What the task asks: Only lines with the word "that" are needed; collect each of them from the listing below.

Collected data:
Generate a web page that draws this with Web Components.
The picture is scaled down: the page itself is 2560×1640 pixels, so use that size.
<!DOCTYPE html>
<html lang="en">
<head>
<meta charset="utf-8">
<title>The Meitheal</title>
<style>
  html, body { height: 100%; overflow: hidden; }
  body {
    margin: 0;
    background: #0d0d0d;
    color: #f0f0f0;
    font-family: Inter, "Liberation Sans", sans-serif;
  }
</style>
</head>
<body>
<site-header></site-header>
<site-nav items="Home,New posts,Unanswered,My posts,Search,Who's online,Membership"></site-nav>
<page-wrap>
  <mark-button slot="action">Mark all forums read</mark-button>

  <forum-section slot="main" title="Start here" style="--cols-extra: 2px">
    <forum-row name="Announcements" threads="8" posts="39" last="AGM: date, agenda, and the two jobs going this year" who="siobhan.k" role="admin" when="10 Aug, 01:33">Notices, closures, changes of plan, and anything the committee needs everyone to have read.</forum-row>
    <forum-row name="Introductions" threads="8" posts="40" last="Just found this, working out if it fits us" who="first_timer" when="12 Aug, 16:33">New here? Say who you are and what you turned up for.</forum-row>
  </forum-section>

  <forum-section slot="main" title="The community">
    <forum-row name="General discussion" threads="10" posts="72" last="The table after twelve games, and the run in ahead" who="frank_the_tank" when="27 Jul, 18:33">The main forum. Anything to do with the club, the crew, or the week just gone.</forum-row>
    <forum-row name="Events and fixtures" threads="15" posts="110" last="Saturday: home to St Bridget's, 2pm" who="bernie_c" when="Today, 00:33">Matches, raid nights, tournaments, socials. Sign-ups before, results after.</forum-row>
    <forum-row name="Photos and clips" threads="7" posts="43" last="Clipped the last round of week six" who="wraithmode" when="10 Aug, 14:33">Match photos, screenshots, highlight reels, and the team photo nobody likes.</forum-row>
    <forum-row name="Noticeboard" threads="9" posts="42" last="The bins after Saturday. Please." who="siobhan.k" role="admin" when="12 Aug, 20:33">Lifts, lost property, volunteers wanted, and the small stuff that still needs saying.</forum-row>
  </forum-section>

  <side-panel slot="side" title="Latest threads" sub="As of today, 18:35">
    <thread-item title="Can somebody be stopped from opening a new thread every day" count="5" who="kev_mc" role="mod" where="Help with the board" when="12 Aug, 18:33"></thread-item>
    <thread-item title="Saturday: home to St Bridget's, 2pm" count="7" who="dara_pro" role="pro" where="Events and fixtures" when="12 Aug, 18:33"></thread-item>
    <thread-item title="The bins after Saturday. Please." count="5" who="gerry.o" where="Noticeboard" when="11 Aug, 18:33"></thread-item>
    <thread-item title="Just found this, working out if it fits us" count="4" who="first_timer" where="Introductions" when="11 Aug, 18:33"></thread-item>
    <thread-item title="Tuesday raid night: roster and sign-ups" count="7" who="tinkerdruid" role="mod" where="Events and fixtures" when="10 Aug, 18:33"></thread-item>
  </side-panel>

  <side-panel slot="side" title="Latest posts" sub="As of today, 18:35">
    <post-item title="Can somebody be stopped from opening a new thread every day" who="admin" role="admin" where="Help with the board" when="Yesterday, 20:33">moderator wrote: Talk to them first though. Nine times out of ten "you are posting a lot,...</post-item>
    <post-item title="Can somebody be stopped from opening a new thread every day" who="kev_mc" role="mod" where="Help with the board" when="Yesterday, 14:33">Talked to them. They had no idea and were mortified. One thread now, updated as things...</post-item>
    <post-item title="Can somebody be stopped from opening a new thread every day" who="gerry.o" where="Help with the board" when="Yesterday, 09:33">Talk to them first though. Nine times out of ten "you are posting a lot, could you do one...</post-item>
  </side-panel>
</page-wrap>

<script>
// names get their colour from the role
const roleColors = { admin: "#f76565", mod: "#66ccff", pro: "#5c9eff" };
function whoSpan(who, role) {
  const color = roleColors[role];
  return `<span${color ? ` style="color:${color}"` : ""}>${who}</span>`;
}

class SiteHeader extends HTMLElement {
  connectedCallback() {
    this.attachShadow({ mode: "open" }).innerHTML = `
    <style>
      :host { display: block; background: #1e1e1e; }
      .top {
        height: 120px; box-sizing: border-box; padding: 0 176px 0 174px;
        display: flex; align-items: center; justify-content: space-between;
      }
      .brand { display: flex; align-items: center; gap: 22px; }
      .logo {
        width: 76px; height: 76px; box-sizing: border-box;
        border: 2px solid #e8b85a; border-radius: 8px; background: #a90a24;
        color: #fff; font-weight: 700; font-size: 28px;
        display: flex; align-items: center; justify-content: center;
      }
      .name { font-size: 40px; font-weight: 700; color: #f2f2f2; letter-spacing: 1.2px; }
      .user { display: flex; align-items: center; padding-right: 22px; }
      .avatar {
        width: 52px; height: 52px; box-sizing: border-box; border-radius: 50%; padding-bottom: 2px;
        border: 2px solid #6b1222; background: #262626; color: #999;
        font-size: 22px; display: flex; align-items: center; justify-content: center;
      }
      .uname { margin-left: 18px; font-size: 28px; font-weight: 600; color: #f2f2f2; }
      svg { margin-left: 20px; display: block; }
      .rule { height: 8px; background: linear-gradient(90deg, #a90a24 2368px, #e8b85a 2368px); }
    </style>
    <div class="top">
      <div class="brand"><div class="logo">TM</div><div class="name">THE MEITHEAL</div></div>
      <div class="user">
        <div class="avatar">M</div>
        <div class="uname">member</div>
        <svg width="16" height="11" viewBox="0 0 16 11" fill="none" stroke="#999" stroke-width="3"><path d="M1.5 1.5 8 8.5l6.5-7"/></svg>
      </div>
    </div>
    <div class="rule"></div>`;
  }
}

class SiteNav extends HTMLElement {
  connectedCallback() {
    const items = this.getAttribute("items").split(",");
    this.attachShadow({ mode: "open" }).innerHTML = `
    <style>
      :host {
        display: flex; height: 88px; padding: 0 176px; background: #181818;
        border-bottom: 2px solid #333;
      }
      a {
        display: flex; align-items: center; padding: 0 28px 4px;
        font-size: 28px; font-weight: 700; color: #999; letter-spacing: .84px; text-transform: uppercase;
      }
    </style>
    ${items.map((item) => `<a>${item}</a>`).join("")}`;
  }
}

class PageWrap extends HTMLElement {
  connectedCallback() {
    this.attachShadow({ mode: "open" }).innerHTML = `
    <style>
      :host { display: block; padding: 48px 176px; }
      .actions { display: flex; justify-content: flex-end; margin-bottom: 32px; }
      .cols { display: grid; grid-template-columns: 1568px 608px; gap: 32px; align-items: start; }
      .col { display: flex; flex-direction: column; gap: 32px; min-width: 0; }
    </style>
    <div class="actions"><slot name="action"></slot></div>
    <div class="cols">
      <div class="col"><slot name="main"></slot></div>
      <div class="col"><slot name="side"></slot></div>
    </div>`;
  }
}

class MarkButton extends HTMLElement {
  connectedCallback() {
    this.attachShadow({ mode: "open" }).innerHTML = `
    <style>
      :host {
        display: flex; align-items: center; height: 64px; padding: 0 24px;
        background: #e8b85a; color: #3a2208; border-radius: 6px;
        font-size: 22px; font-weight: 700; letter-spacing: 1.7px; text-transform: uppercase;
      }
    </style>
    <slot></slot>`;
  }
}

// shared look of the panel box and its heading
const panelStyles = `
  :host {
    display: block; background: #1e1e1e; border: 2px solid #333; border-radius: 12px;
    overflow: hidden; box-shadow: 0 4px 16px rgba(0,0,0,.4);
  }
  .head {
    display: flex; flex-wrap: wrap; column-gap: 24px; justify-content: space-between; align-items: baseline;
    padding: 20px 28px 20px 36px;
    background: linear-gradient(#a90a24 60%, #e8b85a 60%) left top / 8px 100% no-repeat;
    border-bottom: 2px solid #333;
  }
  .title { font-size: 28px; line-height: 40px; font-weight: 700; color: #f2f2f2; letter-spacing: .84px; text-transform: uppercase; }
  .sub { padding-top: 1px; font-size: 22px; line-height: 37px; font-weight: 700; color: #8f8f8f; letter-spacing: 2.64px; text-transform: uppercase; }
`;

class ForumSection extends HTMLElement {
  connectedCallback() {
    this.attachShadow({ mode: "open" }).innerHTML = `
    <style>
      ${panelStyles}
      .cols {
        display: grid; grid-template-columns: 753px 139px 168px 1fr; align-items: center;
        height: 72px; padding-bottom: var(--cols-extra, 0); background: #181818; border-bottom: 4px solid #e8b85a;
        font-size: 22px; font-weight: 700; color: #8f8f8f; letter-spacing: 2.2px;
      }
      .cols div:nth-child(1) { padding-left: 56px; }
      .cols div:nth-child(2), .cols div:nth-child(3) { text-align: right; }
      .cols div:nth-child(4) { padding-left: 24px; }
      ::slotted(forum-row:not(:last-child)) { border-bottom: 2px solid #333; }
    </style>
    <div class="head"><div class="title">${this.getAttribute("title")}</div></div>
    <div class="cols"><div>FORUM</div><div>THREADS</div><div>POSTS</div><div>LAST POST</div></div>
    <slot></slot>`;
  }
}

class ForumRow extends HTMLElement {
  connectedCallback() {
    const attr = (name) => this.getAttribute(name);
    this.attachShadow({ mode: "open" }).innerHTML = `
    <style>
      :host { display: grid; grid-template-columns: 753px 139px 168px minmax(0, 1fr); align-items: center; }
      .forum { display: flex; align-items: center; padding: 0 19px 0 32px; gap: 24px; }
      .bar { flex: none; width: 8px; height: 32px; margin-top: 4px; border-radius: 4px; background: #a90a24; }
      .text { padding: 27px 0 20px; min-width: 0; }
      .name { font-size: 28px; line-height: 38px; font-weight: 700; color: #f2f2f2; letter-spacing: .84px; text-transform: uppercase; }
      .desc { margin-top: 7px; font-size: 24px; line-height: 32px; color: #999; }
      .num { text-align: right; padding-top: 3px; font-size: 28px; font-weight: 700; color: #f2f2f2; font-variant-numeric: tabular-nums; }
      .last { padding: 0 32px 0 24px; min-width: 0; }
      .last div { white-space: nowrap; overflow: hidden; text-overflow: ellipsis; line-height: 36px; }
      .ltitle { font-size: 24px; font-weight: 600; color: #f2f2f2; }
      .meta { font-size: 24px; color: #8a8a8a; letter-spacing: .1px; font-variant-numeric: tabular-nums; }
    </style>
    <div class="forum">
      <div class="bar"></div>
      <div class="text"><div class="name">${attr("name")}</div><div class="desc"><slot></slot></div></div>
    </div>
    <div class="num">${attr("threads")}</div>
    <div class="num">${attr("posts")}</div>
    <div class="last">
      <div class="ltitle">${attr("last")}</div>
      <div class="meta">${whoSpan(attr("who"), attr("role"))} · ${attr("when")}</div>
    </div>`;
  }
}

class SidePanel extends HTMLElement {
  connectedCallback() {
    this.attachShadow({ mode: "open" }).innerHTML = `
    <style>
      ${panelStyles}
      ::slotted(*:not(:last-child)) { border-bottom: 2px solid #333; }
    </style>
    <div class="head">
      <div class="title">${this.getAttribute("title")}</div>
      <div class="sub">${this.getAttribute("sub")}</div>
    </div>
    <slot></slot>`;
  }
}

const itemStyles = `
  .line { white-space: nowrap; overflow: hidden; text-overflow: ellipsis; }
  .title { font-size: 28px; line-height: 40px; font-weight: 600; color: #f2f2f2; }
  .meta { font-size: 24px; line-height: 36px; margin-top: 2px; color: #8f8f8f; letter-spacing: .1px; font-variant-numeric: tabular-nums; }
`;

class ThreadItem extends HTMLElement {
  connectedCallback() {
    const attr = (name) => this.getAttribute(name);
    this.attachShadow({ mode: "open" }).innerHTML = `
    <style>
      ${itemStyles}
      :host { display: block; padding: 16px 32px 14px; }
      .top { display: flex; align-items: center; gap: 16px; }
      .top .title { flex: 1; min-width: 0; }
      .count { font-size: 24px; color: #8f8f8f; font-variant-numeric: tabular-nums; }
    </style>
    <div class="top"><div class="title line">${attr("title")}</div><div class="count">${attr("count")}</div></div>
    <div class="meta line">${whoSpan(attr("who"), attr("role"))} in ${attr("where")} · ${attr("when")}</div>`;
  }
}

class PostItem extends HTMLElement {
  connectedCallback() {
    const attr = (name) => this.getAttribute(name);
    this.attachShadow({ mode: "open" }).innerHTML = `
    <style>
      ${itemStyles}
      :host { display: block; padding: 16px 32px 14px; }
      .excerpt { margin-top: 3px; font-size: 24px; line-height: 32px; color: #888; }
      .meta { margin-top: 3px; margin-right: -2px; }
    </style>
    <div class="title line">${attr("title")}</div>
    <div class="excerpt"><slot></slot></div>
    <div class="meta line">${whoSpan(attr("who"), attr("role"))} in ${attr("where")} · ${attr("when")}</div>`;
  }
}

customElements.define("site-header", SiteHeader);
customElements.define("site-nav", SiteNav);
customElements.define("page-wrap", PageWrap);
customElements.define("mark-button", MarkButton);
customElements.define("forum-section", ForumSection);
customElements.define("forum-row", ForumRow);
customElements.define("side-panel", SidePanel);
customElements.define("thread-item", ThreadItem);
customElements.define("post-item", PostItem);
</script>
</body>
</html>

Output of the task:
Generate a web page that draws this with Web Components.
The picture is scaled down: the page itself is 2560×1640 pixels, so use that size.
    <forum-row name="Noticeboard" threads="9" posts="42" last="The bins after Saturday. Please." who="siobhan.k" role="admin" when="12 Aug, 20:33">Lifts, lost property, volunteers wanted, and the small stuff that still needs saying.</forum-row>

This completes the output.